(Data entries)
[start]

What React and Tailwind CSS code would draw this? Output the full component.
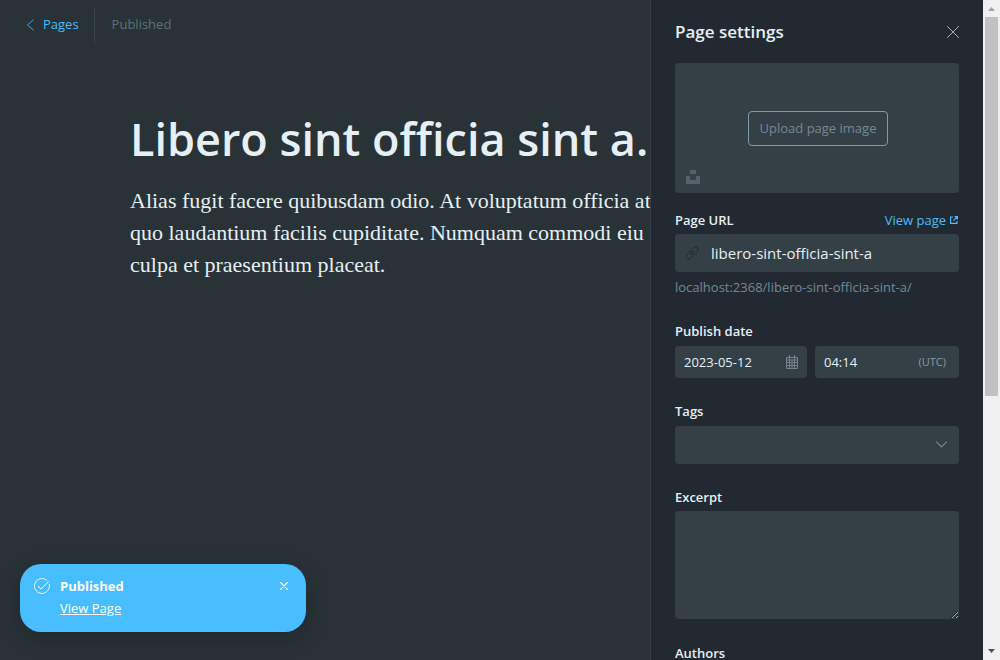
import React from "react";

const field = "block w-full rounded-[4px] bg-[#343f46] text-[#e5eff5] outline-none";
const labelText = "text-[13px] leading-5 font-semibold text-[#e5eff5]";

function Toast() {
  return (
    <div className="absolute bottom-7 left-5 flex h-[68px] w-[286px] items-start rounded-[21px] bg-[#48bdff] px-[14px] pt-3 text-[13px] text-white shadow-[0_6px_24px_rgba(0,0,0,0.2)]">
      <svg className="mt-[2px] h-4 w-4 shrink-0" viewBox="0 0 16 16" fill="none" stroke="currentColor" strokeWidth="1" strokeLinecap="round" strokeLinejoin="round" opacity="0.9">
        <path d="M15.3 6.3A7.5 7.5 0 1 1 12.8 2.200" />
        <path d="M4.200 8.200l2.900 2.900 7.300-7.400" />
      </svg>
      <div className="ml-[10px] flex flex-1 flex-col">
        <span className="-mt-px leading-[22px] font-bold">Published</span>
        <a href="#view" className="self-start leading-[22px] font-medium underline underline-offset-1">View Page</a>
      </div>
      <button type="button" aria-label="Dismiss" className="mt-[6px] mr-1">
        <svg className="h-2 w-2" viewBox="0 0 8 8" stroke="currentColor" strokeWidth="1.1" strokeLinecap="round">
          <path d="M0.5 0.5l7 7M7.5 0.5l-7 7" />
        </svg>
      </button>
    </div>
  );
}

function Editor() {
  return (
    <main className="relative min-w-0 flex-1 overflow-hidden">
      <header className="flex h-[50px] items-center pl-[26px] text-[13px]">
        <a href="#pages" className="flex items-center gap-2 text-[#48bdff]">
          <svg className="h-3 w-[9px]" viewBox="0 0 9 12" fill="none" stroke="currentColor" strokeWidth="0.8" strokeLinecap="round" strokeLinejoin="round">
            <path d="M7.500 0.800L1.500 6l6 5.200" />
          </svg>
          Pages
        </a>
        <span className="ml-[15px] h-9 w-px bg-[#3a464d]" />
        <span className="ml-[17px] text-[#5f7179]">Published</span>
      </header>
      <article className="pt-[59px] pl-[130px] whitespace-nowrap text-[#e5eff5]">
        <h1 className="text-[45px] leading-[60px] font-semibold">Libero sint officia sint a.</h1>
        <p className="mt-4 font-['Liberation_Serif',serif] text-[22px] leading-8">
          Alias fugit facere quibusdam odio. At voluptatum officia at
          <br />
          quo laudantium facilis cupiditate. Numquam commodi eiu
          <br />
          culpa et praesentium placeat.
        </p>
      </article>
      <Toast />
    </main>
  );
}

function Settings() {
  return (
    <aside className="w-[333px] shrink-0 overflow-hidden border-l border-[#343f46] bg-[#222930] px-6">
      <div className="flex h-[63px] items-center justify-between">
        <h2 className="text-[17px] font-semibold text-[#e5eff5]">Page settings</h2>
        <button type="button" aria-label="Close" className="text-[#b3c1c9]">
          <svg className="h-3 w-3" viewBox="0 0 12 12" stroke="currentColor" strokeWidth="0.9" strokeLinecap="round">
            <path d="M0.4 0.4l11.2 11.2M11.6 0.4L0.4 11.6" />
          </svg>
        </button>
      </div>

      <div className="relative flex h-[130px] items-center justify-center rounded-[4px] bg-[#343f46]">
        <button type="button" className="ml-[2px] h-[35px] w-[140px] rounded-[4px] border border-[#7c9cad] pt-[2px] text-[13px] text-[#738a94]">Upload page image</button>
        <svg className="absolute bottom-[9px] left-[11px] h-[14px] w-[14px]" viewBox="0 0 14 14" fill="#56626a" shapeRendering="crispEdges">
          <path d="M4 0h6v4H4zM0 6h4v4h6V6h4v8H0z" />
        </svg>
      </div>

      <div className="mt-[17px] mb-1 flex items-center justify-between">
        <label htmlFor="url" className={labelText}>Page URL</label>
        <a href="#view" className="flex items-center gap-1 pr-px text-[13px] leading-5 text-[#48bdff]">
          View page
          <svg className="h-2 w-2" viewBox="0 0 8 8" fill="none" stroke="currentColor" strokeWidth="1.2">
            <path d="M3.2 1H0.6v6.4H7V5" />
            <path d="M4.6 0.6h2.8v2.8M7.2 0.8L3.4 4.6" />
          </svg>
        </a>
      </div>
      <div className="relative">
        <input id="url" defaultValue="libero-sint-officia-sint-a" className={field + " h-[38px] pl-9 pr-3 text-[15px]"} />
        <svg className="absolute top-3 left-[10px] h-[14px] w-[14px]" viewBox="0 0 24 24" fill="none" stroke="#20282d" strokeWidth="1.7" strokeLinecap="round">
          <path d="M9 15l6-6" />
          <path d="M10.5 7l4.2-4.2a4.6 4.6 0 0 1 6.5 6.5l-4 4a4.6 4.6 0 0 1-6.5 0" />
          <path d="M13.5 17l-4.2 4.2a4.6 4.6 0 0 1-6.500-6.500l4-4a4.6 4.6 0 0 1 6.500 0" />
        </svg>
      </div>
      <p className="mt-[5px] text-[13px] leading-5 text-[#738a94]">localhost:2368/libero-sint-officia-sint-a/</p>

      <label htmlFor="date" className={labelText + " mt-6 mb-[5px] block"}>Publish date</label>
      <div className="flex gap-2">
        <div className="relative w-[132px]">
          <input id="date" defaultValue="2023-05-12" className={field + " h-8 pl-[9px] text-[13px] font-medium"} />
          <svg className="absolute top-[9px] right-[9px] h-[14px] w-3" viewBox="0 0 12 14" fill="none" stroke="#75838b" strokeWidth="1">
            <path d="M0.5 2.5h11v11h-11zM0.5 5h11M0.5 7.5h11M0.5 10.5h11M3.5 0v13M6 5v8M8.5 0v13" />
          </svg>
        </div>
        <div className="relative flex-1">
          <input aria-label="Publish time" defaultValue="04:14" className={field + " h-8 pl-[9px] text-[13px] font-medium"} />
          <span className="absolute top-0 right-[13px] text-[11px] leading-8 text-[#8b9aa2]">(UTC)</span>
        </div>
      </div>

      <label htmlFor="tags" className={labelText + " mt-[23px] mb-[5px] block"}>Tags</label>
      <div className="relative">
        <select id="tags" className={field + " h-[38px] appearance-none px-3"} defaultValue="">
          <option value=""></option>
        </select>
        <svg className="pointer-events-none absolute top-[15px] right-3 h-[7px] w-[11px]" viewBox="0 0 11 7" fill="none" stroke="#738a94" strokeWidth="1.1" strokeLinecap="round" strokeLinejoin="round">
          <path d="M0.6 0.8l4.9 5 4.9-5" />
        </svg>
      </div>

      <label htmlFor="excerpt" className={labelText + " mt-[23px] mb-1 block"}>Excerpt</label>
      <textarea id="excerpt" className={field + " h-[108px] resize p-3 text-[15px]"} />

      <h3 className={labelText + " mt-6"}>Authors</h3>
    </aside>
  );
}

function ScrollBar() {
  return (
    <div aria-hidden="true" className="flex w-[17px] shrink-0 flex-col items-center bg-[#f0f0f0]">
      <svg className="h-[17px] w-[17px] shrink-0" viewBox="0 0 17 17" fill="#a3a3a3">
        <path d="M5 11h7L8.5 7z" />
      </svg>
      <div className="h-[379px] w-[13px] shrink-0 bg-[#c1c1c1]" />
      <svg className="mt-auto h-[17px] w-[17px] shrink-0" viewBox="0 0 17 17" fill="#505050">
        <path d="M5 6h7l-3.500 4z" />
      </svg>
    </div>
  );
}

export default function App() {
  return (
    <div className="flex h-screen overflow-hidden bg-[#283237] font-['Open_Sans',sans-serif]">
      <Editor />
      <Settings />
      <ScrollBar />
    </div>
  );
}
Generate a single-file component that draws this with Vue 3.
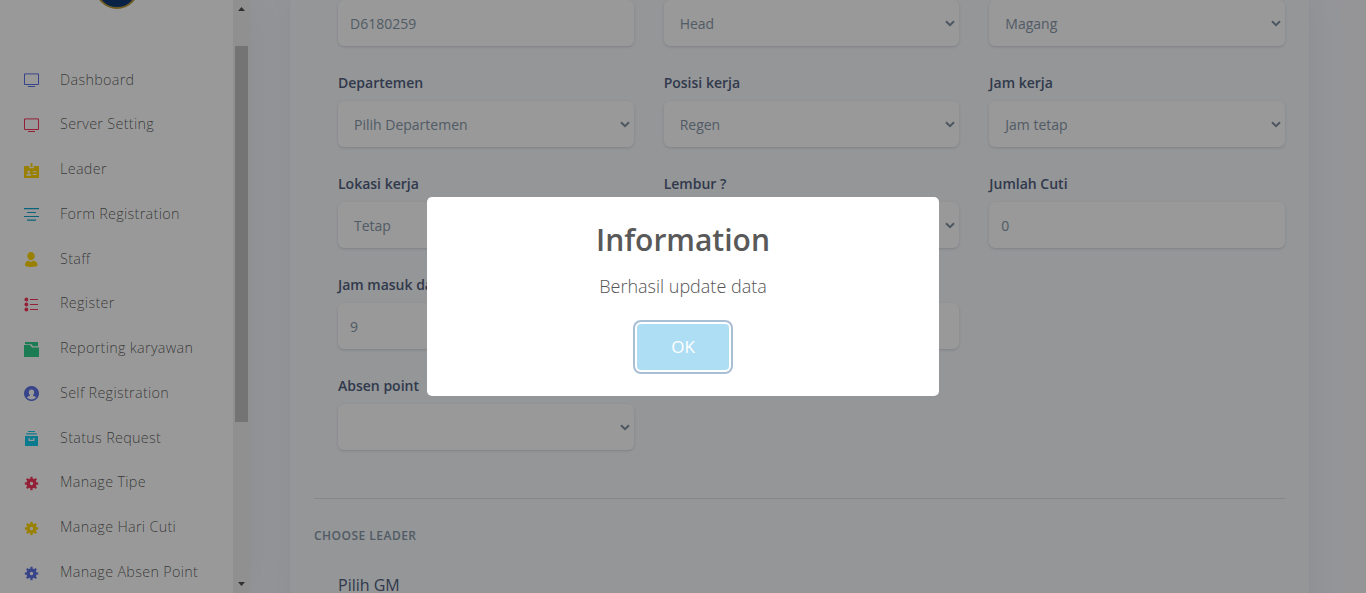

[end]

GIVEN REQUEST :: Pictures stay out. Print the data exactly, from its first line through the line containing "import React from".

TASK RESPONSE ::
What React and Tailwind CSS code would draw this? Output the full component.
import React from "react";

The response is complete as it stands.